Sem protesto: para desespero da intelligentsia, os rolezinhos nos shoppings não têm pauta de reivindicação (Ricardo Moraes/Reuters)
Da Redação
Publicado em 12 de fevereiro de 2014 às 05h00.
São Paulo - Nos últimos tempos, os brasileiros descobriram que vivem em um vergonhoso e disseminado regime de apartheid. Vamos aos fatos:
— Em 11 de janeiro, o adolescente Kaike Augusto Batista dos Santos foi encontrado morto no centro de São Paulo. A hipótese inicial da polícia era suicídio. Mas Kaike era negro e homossexual.
Ativistas, em questão de horas e antes de qualquer investigação, acusaram a polícia de encobrir um homicídio com motivação homofóbica.
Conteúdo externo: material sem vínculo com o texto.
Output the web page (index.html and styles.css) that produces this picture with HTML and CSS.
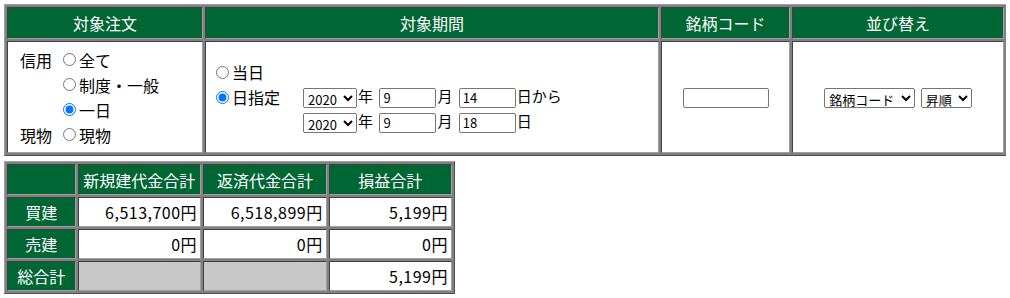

A eles se uniu a ministra da Secretaria de Direitos Humanos, Maria do Rosário. Para ela, o rapaz fora “assassinado brutalmente”, vítima de um “crime de ódio e intolerância”.
— Os rolezinhos, tumultuadas reuniões de jovens da periferia em shopping centers, tornaram-se obsessão para a autoproclamada intelligentsia. As correrias, o funk cantado aos berros e alguns furtos provocaram medo em frequentadores e lojistas.
Os shoppings tentaram impedir manifestações semelhantes na Justiça, com o argumento de zelar pela segurança geral. Foi fósforo jogado em palheiro.
O caso tornou-se um exemplo da divisão de classes e de cor. A ministra da Igualdade Racial, Luiza Bairros, disse, em entrevista à Folha de S.Paulo, que os participantes dos rolezinhos eram vítimas de “discriminação racial explícita”, derivada da “reação de pessoas brancas”.
— Após decisão do Supremo Tribunal Federal, o prefeito de São Paulo, Fernando Haddad, anunciou, no fim de 2013, o cancelamento do aumento de até 35% do IPTU deste ano. O aumento atingiria 800 000 cidadãos — do sofisticado Jardim Europa à popular Vila Nova Cachoeirinha. “A casa grande não deixa a desigualdade ser reduzida na cidade”, disse Haddad, numa referência à separação do período escravocrata.
É ou não é o retrato fiel de um Brasil sectário? Brancos contra negros. Heterossexuais contra gays. Ricos contra pobres. Tudo muito conveniente quando se buscam culpados para os problemas e as exclusões — estes, sim, verdadeiros — que estão por aí.
O diabo, para os que gritam contra o preconceito da “classe branca, burguesa e conservadora”, é que os fatos costumam ignorar ideologias e jogos políticos:
— Dez dias após a morte de Kaike dos Santos, sua mãe disse que estava convicta de que o filho se suicidara. A morte violenta de um rapaz de 16 anos é uma tragédia em qualquer circunstância. E, ainda que se tratasse de homicídio motivado por preconceito, seria mais trágica do que a morte de Victor Hugo Deppman?
Victor tinha 19 anos, era branco, universitário, de classe média. Meses atrás, levou um tiro na cabeça depois de entregar o celular a um assaltante sem esboçar reação. Nenhum ministro se manifestou sobre o caso.
— Para desespero dos ativistas, os rolezinhos nunca foram movimentos reivindicatórios, segundo seus líderes, agora celebridades. E a reação à bagunça que provocam não é coisa de “pessoas brancas de alto poder aquisitivo”. Uma pesquisa do Datafolha mostra que 82% dos paulistanos — se isso não é maioria, o que é? — que frequentam shoppings são contra esse tipo de comportamento.
Os maiores críticos ganham de dois a cinco salários-mínimos. Mais de 70% disseram não ver traço de discriminação racial na repressão a esse tipo de evento.
— O contribuinte arca com impostos federais, estaduais e municipais que consomem 36% de sua renda. Esse dinheiro todo não tem sido suficiente para aumentar as opções de lazer para os jovens das periferias, garantir a segurança ou prover saúde e educação de qualidade para crianças brancas, negras, amarelas ou pardas, pobres ou ricas, católicas ou evangélicas.
Protestar contra mais um aumento, quando até hoje não se viu contrapartida à altura, é agir como senhor de engenho? Seria mais uma demonstração de “ingratidão” diante de tantos avanços proclamados nos últimos anos?
A torção dos fatos tenta encobrir as reais causas da desigualdade e da exclusão. Boa parte delas já incorporada à nossa paisagem. Há as crônicas, e não vale a pena voltar a elas.
E há as episódicas, e não menos perniciosas: inflação renitente, falta de investimento, apatia da economia — todas com consequências trágicas para os mais pobres. Esse é o verdadeiro apartheid brasileiro. O outro é fruto pernicioso da mente dos que buscam culpados para o próprio fracasso.